The instrumental ensemble, the himmela, supports the Bhagavata and consists chiefly of the chande (a loud cylindrical drum struck with sticks), the maddale (a horizontal hand drum), and the jagate or tala (cymbals or gong), with a harmonium or shruti providing the drone. The visible performers constitute the mummela. Costume and make-up are the form's most arresting feature: towering, elaborately carved and mirror-studded headgear (kirita or pagade), heavy facial make-up in bold reds, blacks, and whites that codes character type, broad wooden shoulder ornaments, and vividly coloured skirts. Two principal regional styles are recognised — the Tenkutittu (southern) school, prevalent around Mangaluru and Kasaragod, distinguished by its softer drumming and Kathakali-influenced costuming, and the Badagutittu (northern) school, centred near Udupi and Uttara Kannada, marked by vigorous chande work and the celebrated style associated with reformers of the 20th century.
Yakshagana remains a living, professional theatre rather than a museum revival. Long-established temple-affiliated troupes such as the Dharmasthala Manjunatha Yakshagana Mandali and melas associated with the Mandarthi, Saligrama, and Amruteshwari temples tour through the agrarian off-season from roughly November to May. The Udupi-based Yakshagana Kendra and the regional academy under the Karnataka Yakshagana Academy in Bengaluru support training, documentation, and notation. Reformist figures including Shivarama Karanth, who experimented with a condensed Yakshagana Ballet in the mid-20th century, and renowned performers such as Sheni Gopalakrishna Bhat and the Bhagavata Kaleengada Krishna Sankayya, brought scholarly and theatrical innovation. In recent decades Yakshagana troupes have toured internationally and the form has drawn UNESCO and Sangeet Natak Akademi recognition for individual artists.

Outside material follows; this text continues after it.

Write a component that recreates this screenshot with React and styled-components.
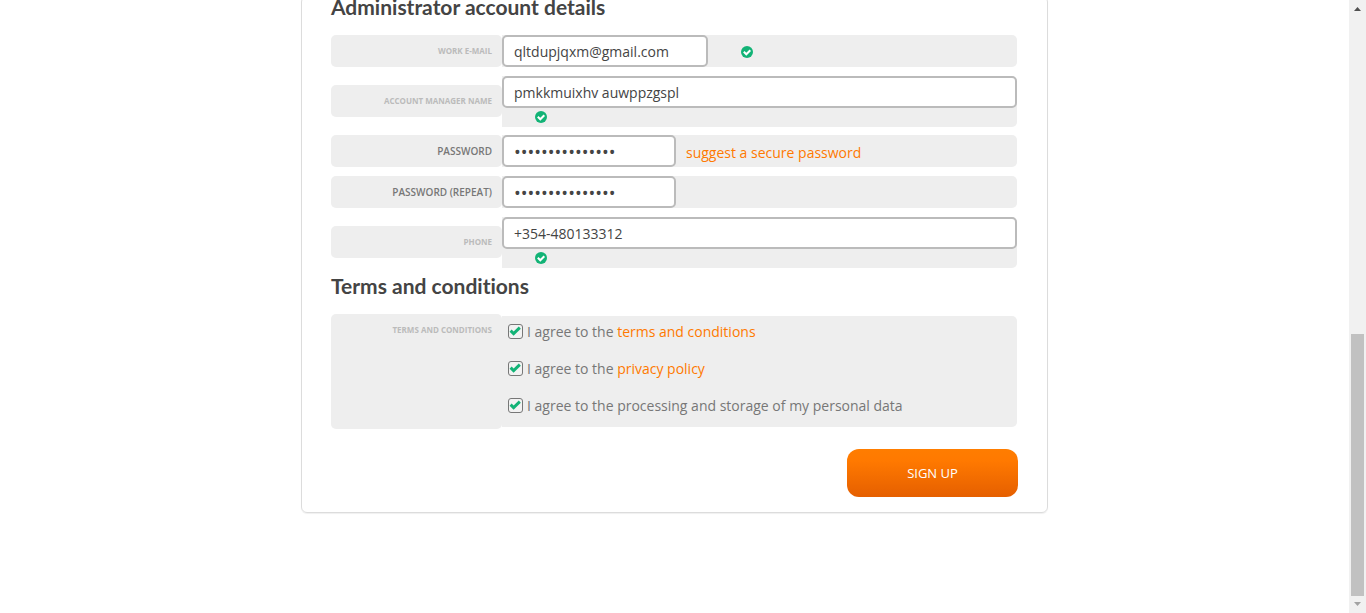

Yakshagana is frequently grouped with other Indian theatre forms but differs from them in defining respects. Unlike Kathakali of Kerala, where the actor is silent and the narrative is carried entirely by accompanying vocalists, the Yakshagana performer speaks at length through improvised arthagarike, making verbal wit and debate central. It differs from Therukoothu of Tamil Nadu, Bhagavata Mela of Tamil Nadu, and Andhra's Burrakatha in its specific musical grammar, its three-style drumming, and its towering coastal-Karnataka costuming. It is distinct, too, from classical solo dance idioms such as Bharatanatyam, being a collective dramatic spectacle rather than a codified solo recital governed by the Natya Shastra alone.
Contemporary Yakshagana faces pressures common to traditional performing arts: declining audiences for all-night formats, the economic precarity of hereditary artists, and the abridgement of performances into two- or three-hour urban shows that critics argue dilute the improvisational depth. Debates persist over the introduction of women performers into what was historically an all-male form, over amplification and electric lighting replacing oil-lamp staging, and over the commercialisation of bayalata (open-field) performance into ticketed auditorium events. The talk-driven talamaddale, a seated variant performed without costume or dance in which the emphasis falls entirely on extempore argumentation between characters, has gained popularity as a portable, intellectually demanding offshoot.
For the civil-services aspirant and the cultural-affairs practitioner, Yakshagana is a high-yield example in the GS1 art-and-culture syllabus, illustrating the synthesis of folk and classical streams, the role of Bhakti-era patronage, and the regional theatre map of the Deccan and the western coast. It serves as a precise case study in living intangible heritage, in the economics of temple-supported performing arts, and in the policy questions of preservation versus adaptation that confront state cultural academies. A working knowledge of its terminology — prasanga, Bhagavata, chande, Tenkutittu and Badagutittu, talamaddale — equips the practitioner to discuss India's theatrical traditions with the specificity that distinguishes a serious answer from a generic one.
Example
In 2019, the Dharmasthala Manjunatha Yakshagana Mandali staged all-night Badagutittu performances across coastal Karnataka during the November–May touring season, enacting Mahabharata episodes with chande percussion and extempore dialogue.
Frequently asked questions
In Kathakali the actor is mute and the story is carried by separate vocalists, whereas the Yakshagana performer speaks at length through improvised prose called arthagarike. Yakshagana also has its own three-instrument percussion grammar and the directing singer-narrator known as the Bhagavata.